The question is whether such alternatives—and there are many more—can ever achieve the scale to replace the share of conventional bank lending that may be gone for good. They constituted perhaps 10-15% of small firms’ external financing in 2013, reckons John Ott of Bain & Company, a consulting firm. For many, these are avenues to be encouraged but not relied on, and open mainly to bigger or higher-growth SMEs. The real task is finding ways to spur the bank lending that the smallest businesses prefer.
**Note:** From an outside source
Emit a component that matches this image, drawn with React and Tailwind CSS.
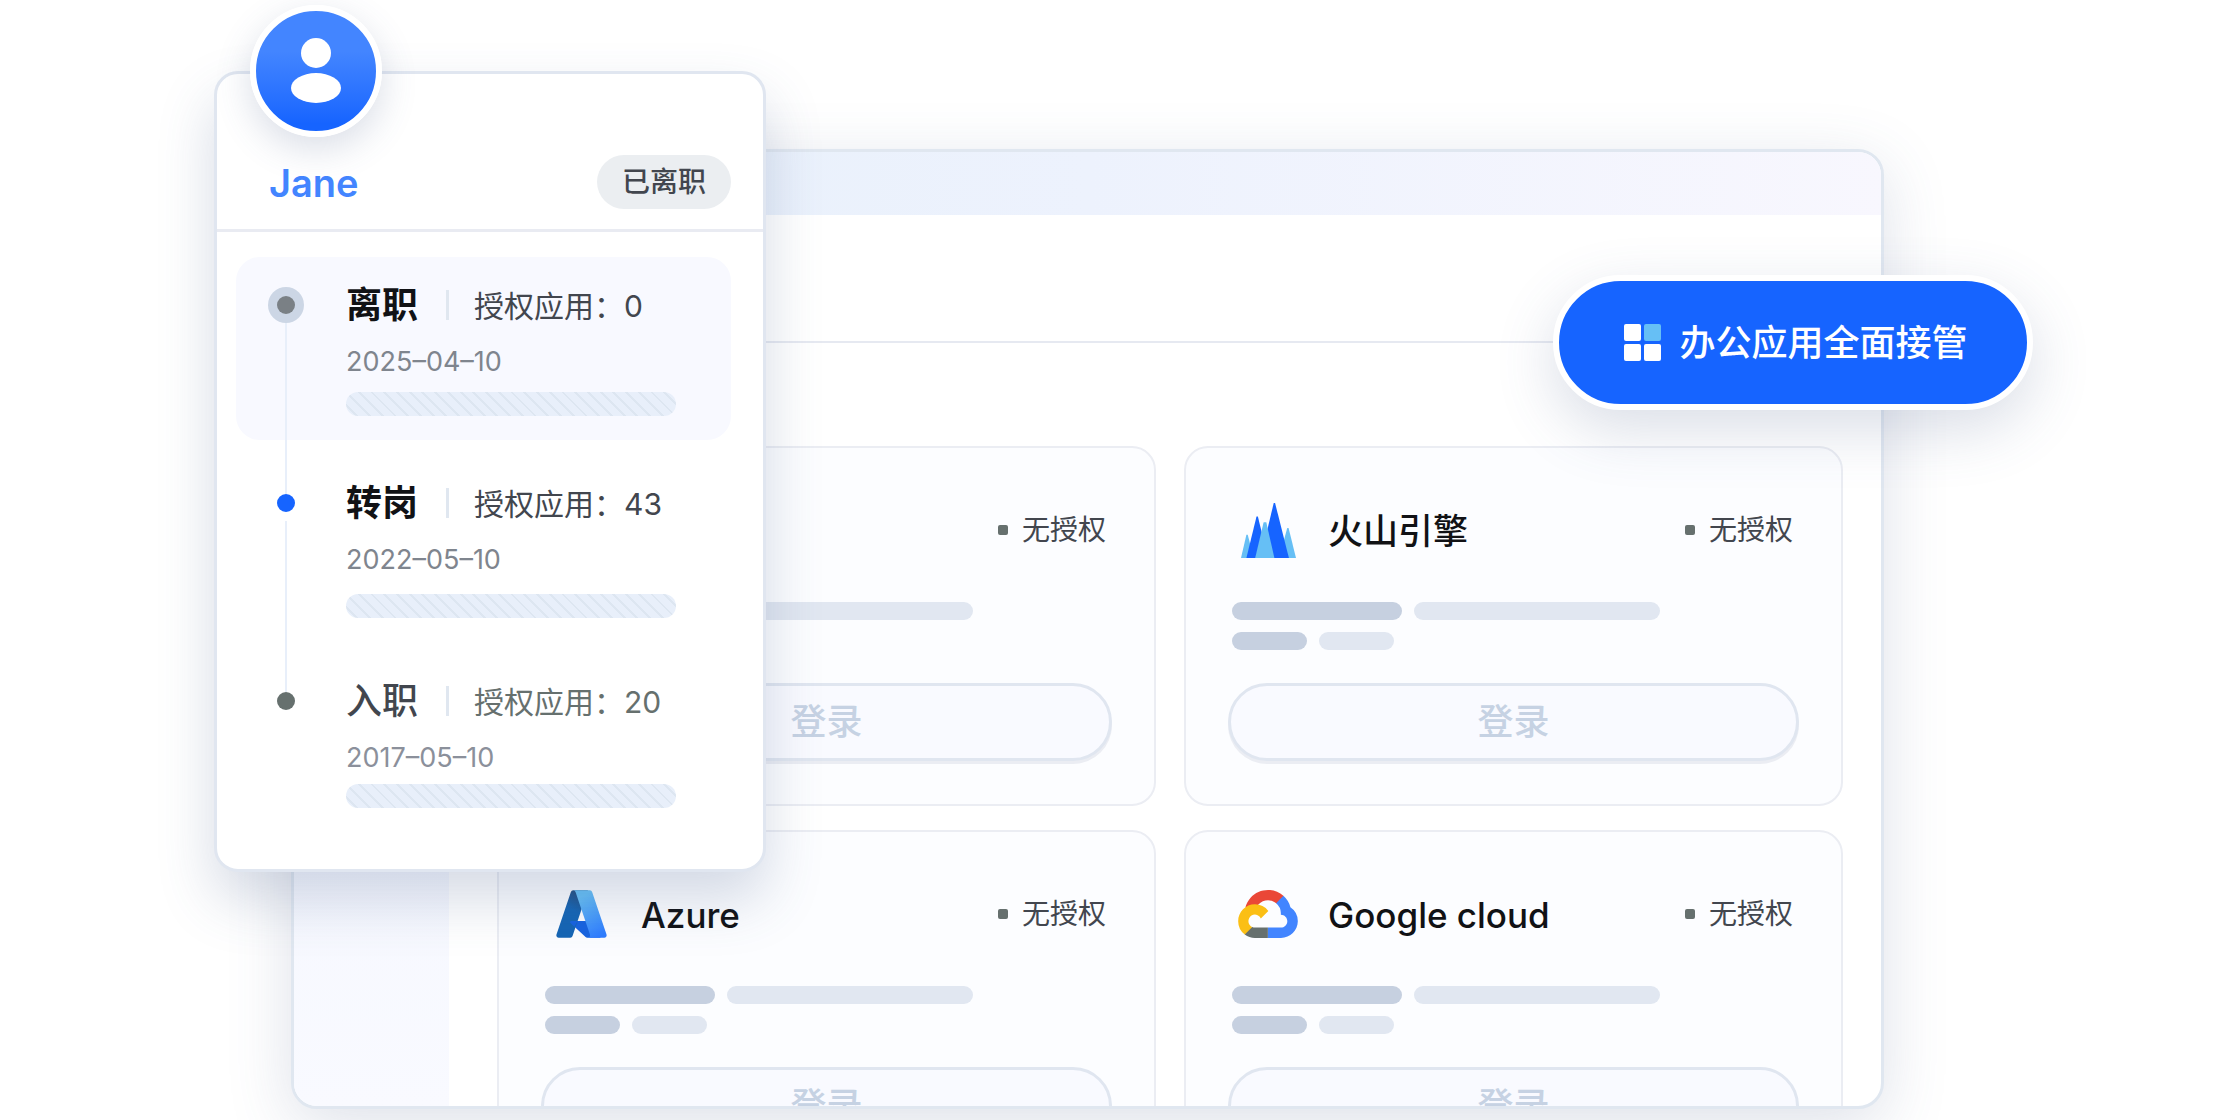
const APPS = [
    { id: "first", name: "", Logo: null },
    { id: "volcengine", name: "火山引擎", Logo: VolcengineLogo },
    { id: "azure", name: "Azure", Logo: AzureLogo },
    { id: "google-cloud", name: "Google cloud", Logo: GoogleCloudLogo }
];

const EVENTS = [
    {
        title: "离职",
        count: 0,
        date: "2025–04–10",
        row: "bg-[#f8f9ff]",
        dot: "bg-[#7a8085] ring-9 ring-[#ccd6e5]",
        titleColor: "font-semibold text-[#111215]",
        countColor: "text-[#42464e]",
        dateColor: "text-[#7f858e]",
        barGap: "mt-3"
    },
    {
        title: "转岗",
        count: 43,
        date: "2022–05–10",
        row: "",
        dot: "bg-[#1664ff]",
        titleColor: "font-semibold text-[#111215]",
        countColor: "text-[#42464e]",
        dateColor: "text-[#7f858e]",
        barGap: "mt-4"
    },
    {
        title: "入职",
        count: 20,
        date: "2017–05–10",
        row: "",
        dot: "bg-[#66706e]",
        titleColor: "font-medium text-[#42464e]",
        countColor: "text-[#66706e]",
        dateColor: "text-[#8b909b]",
        barGap: "mt-2"
    }
];

function VolcengineLogo() {
    return (
        <svg viewBox="0 0 163 163" className="mx-auto h-[55px] w-[55px]" aria-hidden="true">
            <path fill="#66bff5" d="M16 94h4l18 69H0z" />
            <path fill="#66bff5" d="M137 74h4l22 89h-50z" />
            <path fill="#1664ff" d="M46 40h4l30 123H16z" />
            <path fill="#1664ff" d="M97 0h4l41 163H58z" />
            <path fill="#66bff5" d="M67 57h8l24 106H42z" />
        </svg>
    );
}

function AzureLogo() {
    return (
        <svg viewBox="4 6 88 84" className="mx-auto h-12 w-[51px]" aria-hidden="true">
            <defs>
                <linearGradient id="azure-left" x1="0.6" y1="0" x2="0.3" y2="1">
                    <stop offset="0" stopColor="#244f80" />
                    <stop offset="0.4" stopColor="#1565b4" />
                    <stop offset="1" stopColor="#1565b4" />
                </linearGradient>
                <linearGradient id="azure-right" x1="0.3" y1="0" x2="0.7" y2="1">
                    <stop offset="0.1" stopColor="#66bff5" />
                    <stop offset="1" stopColor="#2f7dff" />
                </linearGradient>
            </defs>
            <path
                fill="#1763e0"
                d="M71.175 60.261h-41.29a1.911 1.911 0 0 0-1.305 3.309l26.532 24.764a4.171 4.171 0 0 0 2.846 1.121h23.38z"
            />
            <path
                fill="url(#azure-left)"
                d="M33.338 6.544h26.038l-27.03 80.087a4.152 4.152 0 0 1-3.933 2.824H8.149a4.145 4.145 0 0 1-3.928-5.47L29.404 9.368a4.152 4.152 0 0 1 3.934-2.825z"
            />
            <path fill="#1763e0" d="M41.2 60.261H29.885a1.911 1.911 0 0 0-1.305 3.309l7.1 6.6z" />
            <path
                fill="url(#azure-right)"
                d="M66.595 9.364a4.145 4.145 0 0 0-3.928-2.82H33.648a4.146 4.146 0 0 1 3.928 2.82l25.184 74.62a4.146 4.146 0 0 1-3.928 5.472h29.02a4.146 4.146 0 0 0 3.927-5.472z"
            />
        </svg>
    );
}

function GoogleCloudLogo() {
    return (
        <svg viewBox="0 0 256 206" className="mx-auto h-12 w-[60px]" aria-hidden="true">
            <path
                fill="#ea4737"
                d="M170.252 56.819l22.253-22.253 1.483-9.37C153.437-11.677 88.976-7.496 52.42 33.92 42.267 45.423 34.734 59.764 30.717 74.573l7.97-1.123 44.505-7.34 3.436-3.513c19.797-21.742 53.27-24.667 76.128-6.168l7.496.39z"
            />
            <path
                fill="#4285ff"
                d="M224.205 73.918a100.249 100.249 0 0 0-30.217-48.722l-31.232 31.232a55.515 55.515 0 0 1 20.379 44.037v5.544c15.35 0 27.797 12.445 27.797 27.796 0 15.352-12.446 27.485-27.797 27.485h-55.671v44.505h55.67c39.93.311 72.553-31.494 72.864-71.424a72.303 72.303 0 0 0-31.793-60.453"
            />
            <path
                fill="#66706e"
                d="M71.87 205.796h55.593V161.29H71.87a27.275 27.275 0 0 1-11.4-2.498l-7.887 2.42-22.409 22.253-1.952 7.574c12.567 9.489 27.9 14.825 43.647 14.757"
            />
            <path
                fill="#fbbf15"
                d="M71.87 61.425C31.94 61.664-.237 94.228.001 134.158a72.301 72.301 0 0 0 28.222 56.88l32.248-32.246c-13.99-6.322-20.208-22.786-13.887-36.776 6.32-13.99 22.786-20.208 36.775-13.888a27.796 27.796 0 0 1 13.887 13.888l32.248-32.248A72.224 72.224 0 0 0 71.87 61.425"
            />
        </svg>
    );
}

function AppCard({ name, Logo }) {
    return (
        <article className="h-[360px] rounded-3xl border-2 border-[#ebedf3] bg-[#fcfdff] px-[42px] pt-[50px]">
            <div className="flex h-16 items-center pl-2">
                <div className="w-16">{Logo ? <Logo /> : null}</div>
                <h3 className="ml-7 pt-0.5 text-[35px] font-medium text-[#111215]">{name}</h3>
                <p className="ml-auto flex items-center gap-3.5 pr-1.5 text-[28px] leading-8 text-[#42464e]">
                    <span className="size-2.5 rounded-xs bg-[#66706e]" />
                    无授权
                </p>
            </div>

            <div className="mt-10 space-y-3 pl-1">
                <div className="flex gap-3">
                    <span className="h-[18px] w-[170px] rounded-full bg-[#c6d0e0]" />
                    <span className="h-[18px] w-[246px] rounded-full bg-[#e1e7f1]" />
                </div>
                <div className="flex gap-3">
                    <span className="h-[18px] w-[75px] rounded-full bg-[#c6d0e0]" />
                    <span className="h-[18px] w-[75px] rounded-full bg-[#e1e7f1]" />
                </div>
            </div>

            <button
                type="button"
                className="mt-[33px] h-[78px] w-full rounded-full border-3 border-[#e0e6f0] bg-[#f9faff] text-4xl font-medium text-[#c6d2e3] shadow-[0_3px_0_#ebedf3]"
            >
                登录
            </button>
        </article>
    );
}

function AppWindow() {
    return (
        <main className="mr-[356px] ml-[291px] flex min-h-0 flex-1 flex-col overflow-hidden rounded-[26px] border-3 border-[#e0e7f0] bg-white shadow-[0_16px_64px_rgba(70,90,135,0.18)]">
            <div className="h-[63px] shrink-0 bg-linear-to-r from-[#e6f0fa] via-[#edf2fd] to-[#f8f7fe]" />
            <div className="flex min-h-0 flex-1">
                <aside className="w-[155px] shrink-0 bg-linear-to-b from-[#eef3fe] to-[#f9faff]" />
                <div className="min-w-0 flex-1">
                    <div className="h-32 border-b-2 border-[#e6e9f1]" />
                    <div className="mt-[103px] mr-[38px] ml-12 grid grid-cols-2 gap-x-7 gap-y-6">
                        {APPS.map((app) => (
                            <AppCard key={app.id} name={app.name} Logo={app.Logo} />
                        ))}
                    </div>
                </div>
            </div>
        </main>
    );
}

function Avatar() {
    return (
        <div className="absolute -top-[69px] left-[33px] size-[132px] rounded-full border-6 border-white bg-linear-to-b from-[#4385ff] from-35% to-[#1664ff] to-90% bg-origin-border shadow-[0_12px_36px_rgba(70,90,135,0.2)]">
            <svg viewBox="0 0 120 120" className="size-full" aria-hidden="true">
                <circle cx="60" cy="42" r="15" fill="#fff" />
                <ellipse cx="60" cy="77" rx="25" ry="15" fill="#fff" />
            </svg>
        </div>
    );
}

function TimelineItem({ event, last }) {
    return (
        <li className={`relative flex h-[183px] rounded-3xl pl-[41px] ${event.row}`}>
            {last ? null : <span className="absolute top-[66px] left-[49px] h-[171px] w-0.5 bg-[#e8effa]" />}
            <span className={`mt-[39px] size-[18px] shrink-0 rounded-full ${event.dot}`} />
            <div className="ml-[51px] pt-[26px]">
                <div className="flex h-11 items-center">
                    <h3 className={`text-4xl ${event.titleColor}`}>{event.title}</h3>
                    <span className="ml-7 h-[30px] w-[3px] bg-[#e0e7f0]" />
                    <p className={`ml-[25px] pt-0.5 text-[30px] ${event.countColor}`}>授权应用：{event.count}</p>
                </div>
                <time className={`mt-[17px] block text-[27px] leading-9 ${event.dateColor}`}>{event.date}</time>
                <div
                    className={`h-6 w-[330px] rounded-full bg-[repeating-linear-gradient(45deg,#e8effa_0px,#e8effa_7px,#dde6f1_7px,#dde6f1_9px)] ${event.barGap}`}
                />
            </div>
        </li>
    );
}

function UserCard() {
    return (
        <section className="absolute top-[71px] left-[214px] h-[801px] w-[552px] rounded-3xl border-3 border-[#e0e6f0] bg-white shadow-[0_28px_56px_rgba(70,90,135,0.22)]">
            <Avatar />
            <header className="flex h-[158px] items-end justify-between border-b-3 border-[#e9ebf2] pr-8 pb-5 pl-[52px]">
                <h2 className="text-[38px] leading-[52px] font-semibold text-[#4385ff]">Jane</h2>
                <span className="flex h-[54px] w-[134px] items-center justify-center rounded-full bg-[#ebeef1] text-[28px] font-medium text-[#42464e]">
                    已离职
                </span>
            </header>
            <ol className="mt-[25px] mr-8 ml-[19px] space-y-[15px]">
                {EVENTS.map((event, index) => (
                    <TimelineItem key={event.title} event={event} last={index === EVENTS.length - 1} />
                ))}
            </ol>
        </section>
    );
}

function TakeoverButton() {
    return (
        <button
            type="button"
            className="absolute top-[275px] right-[207px] flex h-[135px] w-[480px] items-center justify-center gap-[18px] rounded-full border-6 border-white bg-[#1664ff] pl-1.5 text-4xl font-medium text-white shadow-[0_20px_60px_rgba(70,90,135,0.2)]"
        >
            <span className="grid grid-cols-2 gap-[3px]">
                <span className="size-[17px] rounded-xs bg-white" />
                <span className="size-[17px] rounded-xs bg-[#66bff5]" />
                <span className="size-[17px] rounded-xs bg-white" />
                <span className="size-[17px] rounded-xs bg-white" />
            </span>
            办公应用全面接管
        </button>
    );
}

export default function App() {
    return (
        <div
            lang="zh-CN"
            className="relative flex h-screen flex-col overflow-hidden bg-white pt-[149px] pb-[11px] font-['Inter','Noto_Sans_CJK_SC',sans-serif]"
        >
            <AppWindow />
            <UserCard />
            <TakeoverButton />
        </div>
    );
}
Insurance firms provide one option. They take in more than €1 trillion in premiums each year. Much of that is invested in government bonds, but insurers are attracted to the higher returns and greater diversification that SME lending offers. As with the banks, new rules will force them to hold more capital than before against corporate loans. But the biggest obstacle is the fiddly and expensive business of finding would-be borrowers and assessing their finances. Insurers would rather rely on banks’ expertise for this.

Some insurers are buying SME loans off banks or helping to finance them. Others would like to buy tradable securities backed by pools of loans issued by banks. 

Spinning off a chunk of their assets in this way would let banks clear space on their balance-sheets for new lending. But securitisation is associated by regulators with the financial meltdown in 2008, even though the SME-backed version in Europe performed well. Under proposed new rules, banks or insurers that buy such securities must hold more capital against them than they would against other long-term loans. Unless the rules change, securitised SME loans may struggle to be both lucrative enough for insurers to covet and cheap enough for small firms to afford.